In order for advocacy campaigns to effect real change, though, mechanisms must be developed to influence policy and aid international monitoring efforts. Lobbying campaigns can generate the political will necessary to reinvigorate stalled efforts aimed at improving nuclear security—such as the repatriation of fissile materials to the United States and Russia, or another attempt by the US Senate to ratify the Comprehensive Nuclear-Test-Ban Treaty. Collective action also presents an opportunity for ordinary citizens to leverage technology and assist international regulators; for example, physicists Christopher Stubbs and Sidney Drell have proposed that millions of people detect seismological activity on their smartphones to identify potential illicit nuclear tests.

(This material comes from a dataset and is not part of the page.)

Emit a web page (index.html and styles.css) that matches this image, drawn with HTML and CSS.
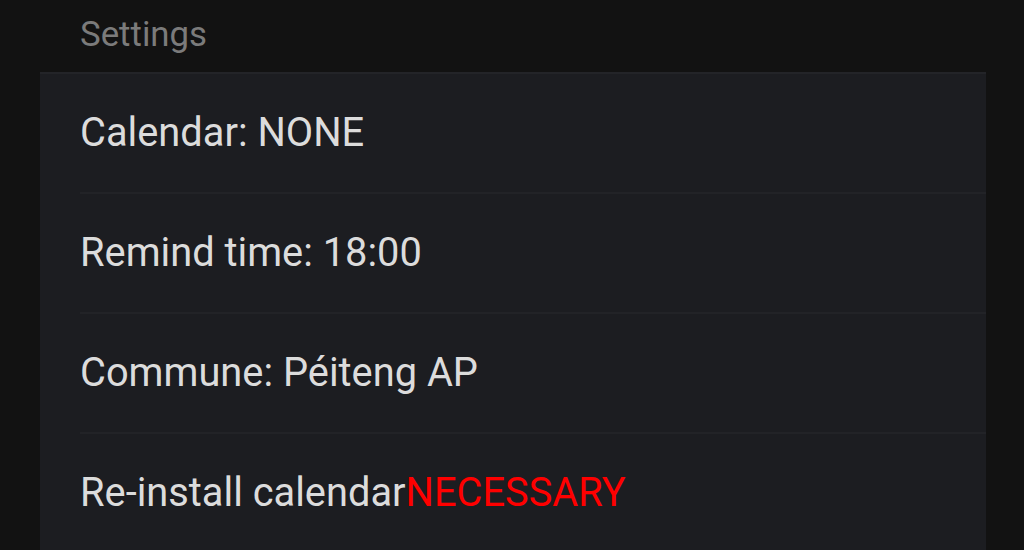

Prominent leaders in the nuclear security arena have taken notice of the opportunity to tap the next generation. For example, Lassina Zerbo, Executive Secretary of the Preparatory Commission for the Comprehensive Nuclear-Test-Ban Treaty Organization (CTBTO), recently announced the formation of a youth group as part of the CTBTO. (Ravi Patel, one of the authors of this essay, is a member of this youth group). Zerbo stated that he “believe[d] that the time has come to bring youth more firmly on board.”
One project led by the CTBTO youth initiative is to identify the benefits beyond security that can be derived from the treaty’s entry into force. The young researchers will present their findings during the Ministerial Meeting at the Forty-Sixth Session of the Preparatory Commission in June. Engaging the emerging generation reflects a realization that nuclear security challenges are multigenerational.
In his 1961 inaugural address, John F. Kennedy stated that, at a time when “man holds in his mortal hands the power to abolish all forms of… human life,” it was the obligation of “a new generation of Americans” to ensure peace and stability. Today, we are confident that another new generation has the ability to reduce—and ultimately perhaps eliminate—the existential threat that humankind still faces.